9. CONFIDENTIALITY: Agency and Client will maintain all confidential information belonging to the other party confidentially and with reasonable care. Neither Agency nor Client will disclose to any third party any confidential information of the other, including without limitation any business plans, marketing plans or information, financial data, client or customer data, recommendations, research findings, or details of the work or services performed by Agency for Client. Upon conclusion of Agency’s work or termination of the parties’ relationship, Agency and Client will return any confidential information upon request of the other party or, alternately, securely dispose of it.
10. INDEMNIFICATION: Client will exercise due diligence and reasonable care to verify the accuracy of all claims and information provided to Agency and is responsible for all final legal review and approval of all deliverables prior to its publication or public release. Client agrees to indemnify and hold harmless Agency and its directors, officers, agents, volunteers and employees against any and all claims, lawsuits, settlements, judgments, resulting from the acts, errors or omissions, including the dishonest, fraudulent or criminal acts of Client or its directors, officers, agents, representatives or employees in connection with the performance of Client’s obligations under this agreement.
11. LIMITATION OF LIABILITY: Agency’s liability to Client in any event is limited to the amount of fees or other compensation paid by Client to Agency for the work and services described herein.
12. WARRANTIES AND DISCLAIMERS: THE SERVICES ARE PROVIDED AS-IS. AGENCY DISCLAIMS ANY REPRESENTATIONS OR WARRANTIES OF EFFECTIVENESS, SPECIFIC RESULTS, OR SPECIFIC QUALITY OR QUANTITY OF RETURN OR RESPONSE RELATED TO THE WORK OR SERVICES IT PROVIDES TO CLIENTS.

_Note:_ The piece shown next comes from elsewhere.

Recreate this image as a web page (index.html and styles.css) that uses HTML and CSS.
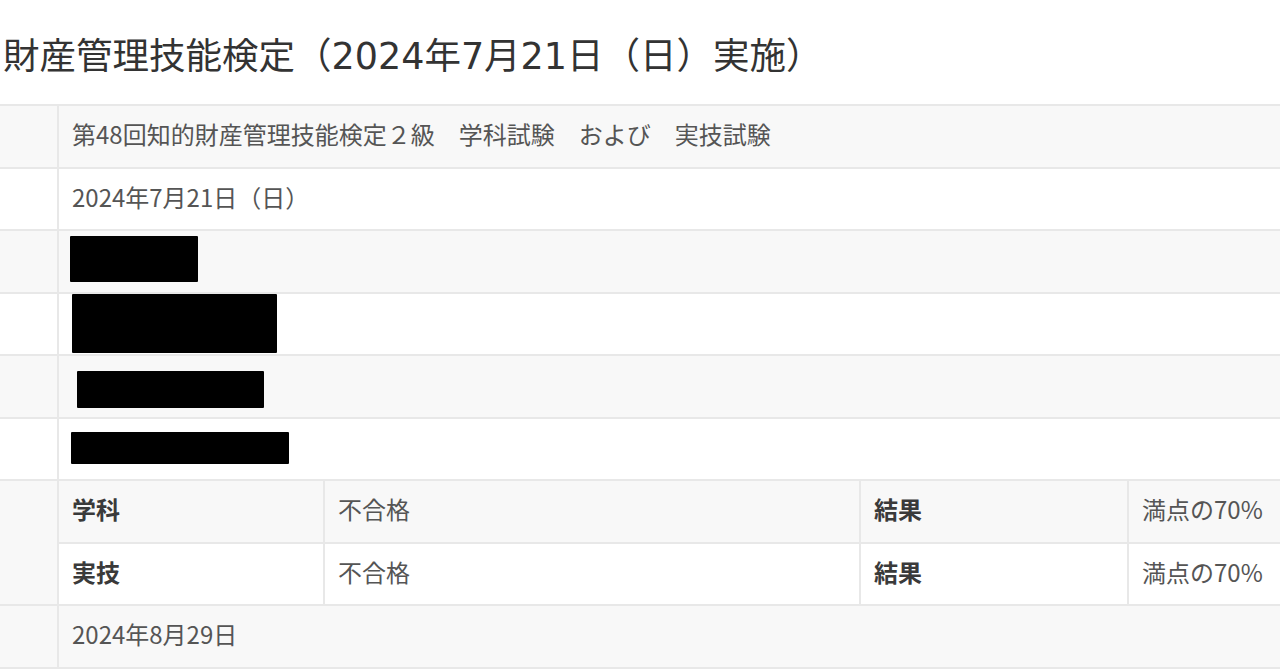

13. DATA PRIVACY: The parties agree that Agency shall have no obligation to ensure client’s compliance with data privacy laws, and that Agency’s sole responsibility shall be to comply with data privacy laws as they pertain to Agency’s role as a processor. Client agrees to communicate all specifications of data handling to Agency and indemnifies Agency from Client’s failure to provide such communications and from Client’s failure to adhere to applicable privacy law.
14. ARTIFICIAL INTELLIGENCE: Client hereby consents to the usage of Artificial Intelligence (“AI”) in Agency’s performance of the services. Agency shall retain ownership of all prompts engineered for usage with AI, and all human-made modifications to AI-generated content shall be owned as dictated in Section 8 above.
15. MISCELLANEOUS: Modifications of any agreement between them must be written and executed by both parties. This agreement is governed by the laws of the state of Florida. In the event of a dispute between the parties, such dispute shall be brought in a court within Broward County, Florida.